◆ **Objective**: Leave out all pictures. Return exactly the lines from the top of the material through the line containing "204Q156 186 174".

Web page code records:
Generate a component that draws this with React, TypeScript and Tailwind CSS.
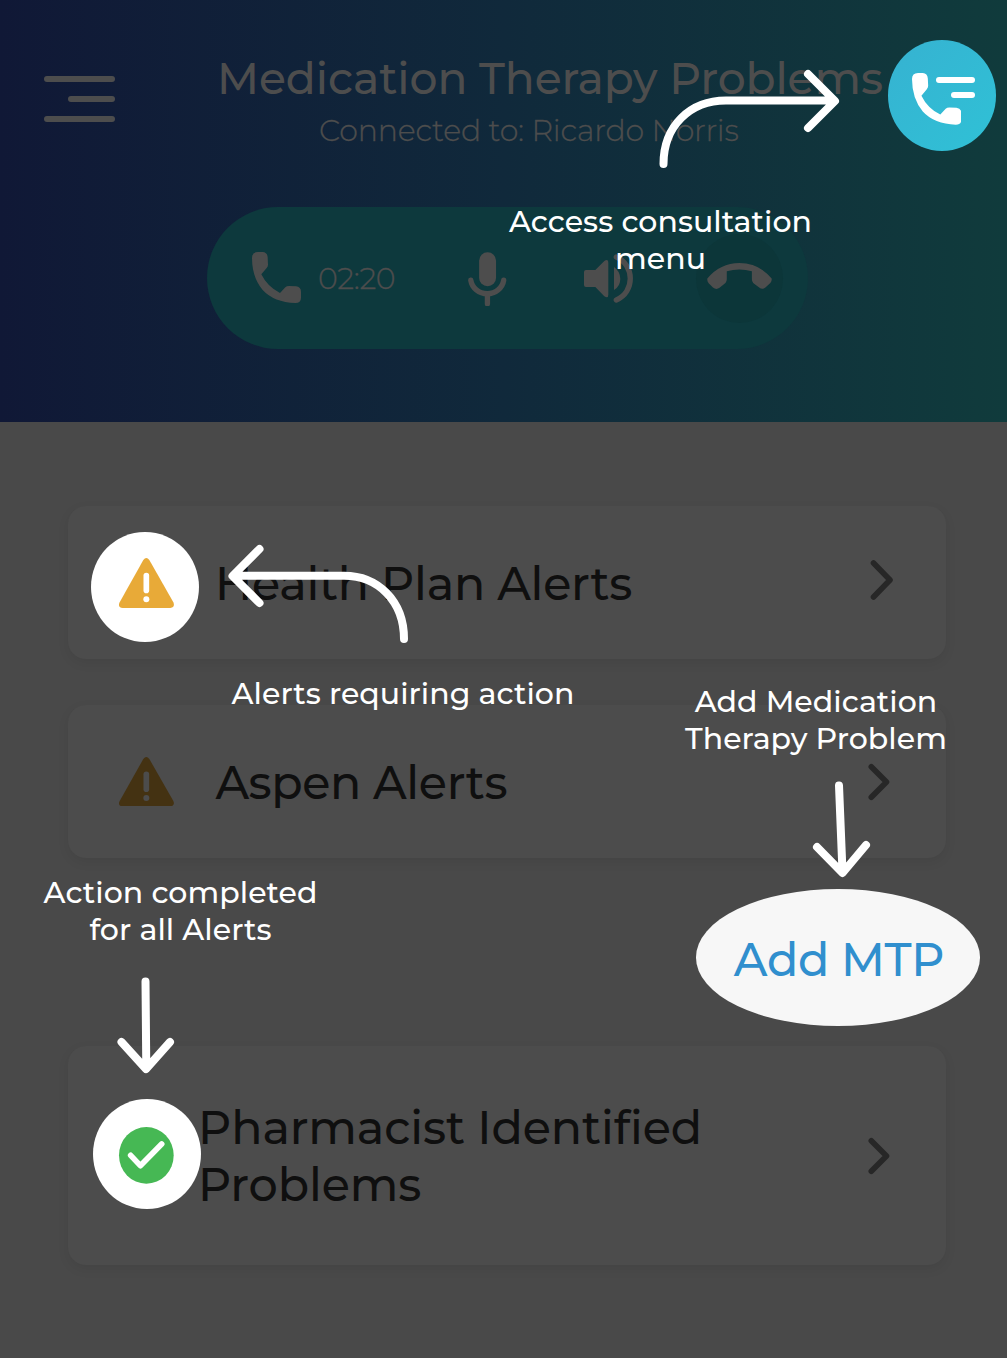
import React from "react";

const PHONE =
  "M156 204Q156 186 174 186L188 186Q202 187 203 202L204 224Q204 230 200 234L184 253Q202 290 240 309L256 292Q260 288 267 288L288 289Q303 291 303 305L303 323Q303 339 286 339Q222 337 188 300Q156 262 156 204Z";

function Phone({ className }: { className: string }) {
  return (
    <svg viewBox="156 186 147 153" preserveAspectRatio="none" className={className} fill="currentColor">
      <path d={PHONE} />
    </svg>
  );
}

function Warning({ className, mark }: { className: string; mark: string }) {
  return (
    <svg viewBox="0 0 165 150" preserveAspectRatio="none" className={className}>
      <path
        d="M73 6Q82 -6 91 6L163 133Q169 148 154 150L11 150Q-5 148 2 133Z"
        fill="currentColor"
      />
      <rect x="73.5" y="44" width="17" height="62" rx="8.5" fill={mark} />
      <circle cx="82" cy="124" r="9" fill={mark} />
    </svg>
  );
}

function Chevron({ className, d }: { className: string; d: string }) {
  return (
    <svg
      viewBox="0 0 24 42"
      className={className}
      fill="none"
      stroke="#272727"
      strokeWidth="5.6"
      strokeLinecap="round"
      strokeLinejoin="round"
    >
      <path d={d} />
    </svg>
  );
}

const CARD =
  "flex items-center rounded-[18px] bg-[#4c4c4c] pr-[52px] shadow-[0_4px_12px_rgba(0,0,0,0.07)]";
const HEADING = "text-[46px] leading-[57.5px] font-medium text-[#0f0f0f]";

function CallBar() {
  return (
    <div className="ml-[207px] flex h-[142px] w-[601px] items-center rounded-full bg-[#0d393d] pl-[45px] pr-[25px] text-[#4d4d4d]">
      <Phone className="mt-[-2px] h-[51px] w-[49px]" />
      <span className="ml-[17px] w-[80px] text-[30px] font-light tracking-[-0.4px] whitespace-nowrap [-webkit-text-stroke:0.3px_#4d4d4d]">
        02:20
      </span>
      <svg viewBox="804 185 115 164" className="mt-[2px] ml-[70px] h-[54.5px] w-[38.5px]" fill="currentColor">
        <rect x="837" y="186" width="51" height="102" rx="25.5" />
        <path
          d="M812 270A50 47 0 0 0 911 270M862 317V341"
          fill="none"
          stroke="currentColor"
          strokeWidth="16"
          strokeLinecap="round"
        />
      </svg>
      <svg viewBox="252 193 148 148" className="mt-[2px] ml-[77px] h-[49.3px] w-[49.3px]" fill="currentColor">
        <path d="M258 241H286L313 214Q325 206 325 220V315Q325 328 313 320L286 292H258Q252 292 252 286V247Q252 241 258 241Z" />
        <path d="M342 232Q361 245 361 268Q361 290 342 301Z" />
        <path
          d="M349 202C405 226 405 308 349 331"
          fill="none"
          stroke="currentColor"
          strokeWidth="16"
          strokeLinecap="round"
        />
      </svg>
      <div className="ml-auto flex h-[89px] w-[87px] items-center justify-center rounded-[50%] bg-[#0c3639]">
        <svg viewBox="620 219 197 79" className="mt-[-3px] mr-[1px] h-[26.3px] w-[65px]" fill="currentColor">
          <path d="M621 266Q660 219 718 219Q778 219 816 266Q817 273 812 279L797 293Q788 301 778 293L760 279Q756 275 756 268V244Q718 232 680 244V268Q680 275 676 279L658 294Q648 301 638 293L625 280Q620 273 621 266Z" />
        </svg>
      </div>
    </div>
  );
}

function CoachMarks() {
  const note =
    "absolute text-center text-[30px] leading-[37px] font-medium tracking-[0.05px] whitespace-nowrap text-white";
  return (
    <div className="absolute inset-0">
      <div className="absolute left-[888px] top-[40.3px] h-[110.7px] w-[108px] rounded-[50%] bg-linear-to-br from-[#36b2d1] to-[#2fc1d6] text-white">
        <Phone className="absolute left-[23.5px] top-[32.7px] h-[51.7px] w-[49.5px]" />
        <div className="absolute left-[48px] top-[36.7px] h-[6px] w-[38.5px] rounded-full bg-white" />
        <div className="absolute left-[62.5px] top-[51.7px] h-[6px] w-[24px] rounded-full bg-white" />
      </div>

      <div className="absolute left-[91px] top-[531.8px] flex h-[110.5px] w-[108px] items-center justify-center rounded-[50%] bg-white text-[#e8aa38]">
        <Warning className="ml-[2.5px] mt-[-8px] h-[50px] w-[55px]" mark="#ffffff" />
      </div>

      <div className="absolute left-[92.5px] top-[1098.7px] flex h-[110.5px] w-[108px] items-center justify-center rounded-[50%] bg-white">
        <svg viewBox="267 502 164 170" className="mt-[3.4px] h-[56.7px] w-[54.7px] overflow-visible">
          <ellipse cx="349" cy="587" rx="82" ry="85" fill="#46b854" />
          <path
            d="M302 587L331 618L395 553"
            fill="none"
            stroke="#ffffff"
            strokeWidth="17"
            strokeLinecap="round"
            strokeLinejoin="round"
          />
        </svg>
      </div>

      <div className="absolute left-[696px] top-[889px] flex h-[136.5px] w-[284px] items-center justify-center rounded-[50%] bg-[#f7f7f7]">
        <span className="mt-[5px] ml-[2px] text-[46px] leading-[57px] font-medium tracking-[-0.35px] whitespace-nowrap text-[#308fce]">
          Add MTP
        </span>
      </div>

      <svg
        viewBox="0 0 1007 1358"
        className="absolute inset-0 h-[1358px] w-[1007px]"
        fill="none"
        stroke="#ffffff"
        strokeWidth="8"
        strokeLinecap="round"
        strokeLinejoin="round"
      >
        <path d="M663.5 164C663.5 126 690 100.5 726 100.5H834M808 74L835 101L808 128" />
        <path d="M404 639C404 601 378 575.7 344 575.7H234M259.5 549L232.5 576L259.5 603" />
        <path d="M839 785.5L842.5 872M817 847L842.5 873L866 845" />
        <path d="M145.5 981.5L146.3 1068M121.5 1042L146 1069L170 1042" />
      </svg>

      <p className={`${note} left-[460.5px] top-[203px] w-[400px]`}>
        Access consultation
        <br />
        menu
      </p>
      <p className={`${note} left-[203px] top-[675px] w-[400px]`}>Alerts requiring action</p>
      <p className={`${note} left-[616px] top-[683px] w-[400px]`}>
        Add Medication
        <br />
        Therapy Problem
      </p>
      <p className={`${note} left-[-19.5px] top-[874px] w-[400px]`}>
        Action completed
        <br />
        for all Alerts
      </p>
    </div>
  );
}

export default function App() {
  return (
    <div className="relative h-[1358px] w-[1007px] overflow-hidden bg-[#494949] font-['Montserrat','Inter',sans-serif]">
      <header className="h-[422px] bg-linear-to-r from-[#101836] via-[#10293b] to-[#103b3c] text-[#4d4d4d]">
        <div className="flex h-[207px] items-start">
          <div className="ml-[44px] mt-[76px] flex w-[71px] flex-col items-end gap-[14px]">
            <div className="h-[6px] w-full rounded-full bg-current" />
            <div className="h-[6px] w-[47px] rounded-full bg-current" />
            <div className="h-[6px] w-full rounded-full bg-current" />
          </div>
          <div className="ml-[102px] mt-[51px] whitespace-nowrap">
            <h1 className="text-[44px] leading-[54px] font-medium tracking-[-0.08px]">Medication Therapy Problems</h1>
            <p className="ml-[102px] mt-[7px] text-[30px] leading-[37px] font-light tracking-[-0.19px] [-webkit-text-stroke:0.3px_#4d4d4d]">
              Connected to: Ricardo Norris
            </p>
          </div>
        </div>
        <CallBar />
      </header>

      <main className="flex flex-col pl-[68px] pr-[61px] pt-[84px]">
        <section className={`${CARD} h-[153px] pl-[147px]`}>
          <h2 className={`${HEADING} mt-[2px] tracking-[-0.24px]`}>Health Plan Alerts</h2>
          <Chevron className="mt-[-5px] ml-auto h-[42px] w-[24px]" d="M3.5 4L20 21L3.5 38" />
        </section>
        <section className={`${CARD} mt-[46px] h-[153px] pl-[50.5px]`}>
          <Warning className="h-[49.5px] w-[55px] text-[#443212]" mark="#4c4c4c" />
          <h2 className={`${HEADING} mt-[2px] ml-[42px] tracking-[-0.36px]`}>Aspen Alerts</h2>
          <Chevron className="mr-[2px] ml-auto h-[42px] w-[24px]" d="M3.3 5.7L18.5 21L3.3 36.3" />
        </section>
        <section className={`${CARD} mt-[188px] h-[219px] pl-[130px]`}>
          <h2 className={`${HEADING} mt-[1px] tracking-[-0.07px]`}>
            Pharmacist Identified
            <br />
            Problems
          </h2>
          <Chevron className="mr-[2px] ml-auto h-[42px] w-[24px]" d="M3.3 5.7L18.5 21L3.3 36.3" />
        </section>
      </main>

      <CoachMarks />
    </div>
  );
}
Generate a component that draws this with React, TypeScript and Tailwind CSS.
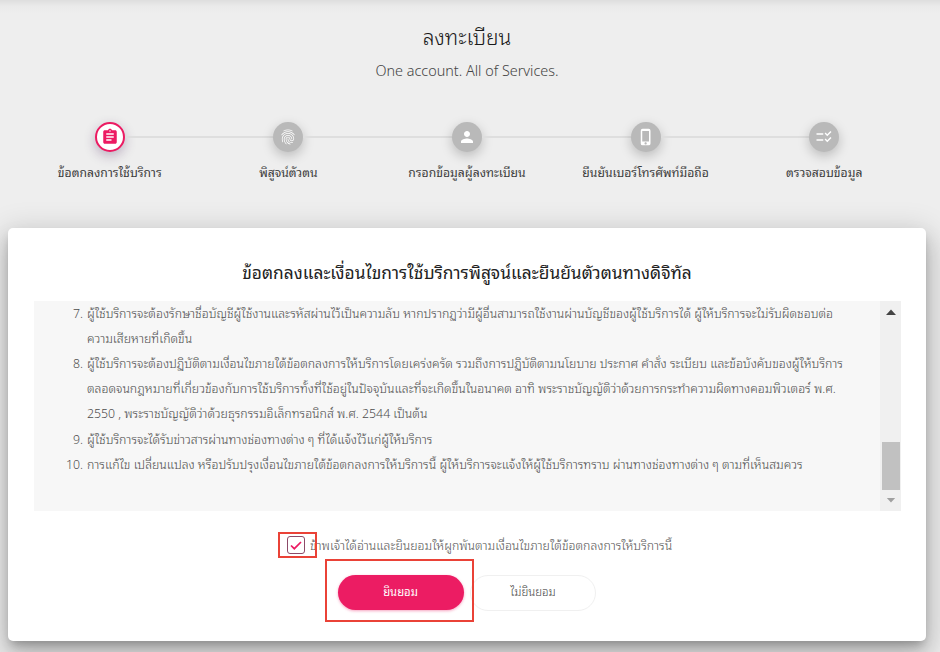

◆ **Reply**:
Generate a component that draws this with React, TypeScript and Tailwind CSS.
import React from "react";

const PHONE =
  "M156 204Q156 186 174 186L188 186Q202 187 203 202L204 224Q204 230 200 234L184 253Q202 290 240 309L256 292Q260 288 267 288L288 289Q303 291 303 305L303 323Q303 339 286 339Q222 337 188 300Q156 262 156 204Z";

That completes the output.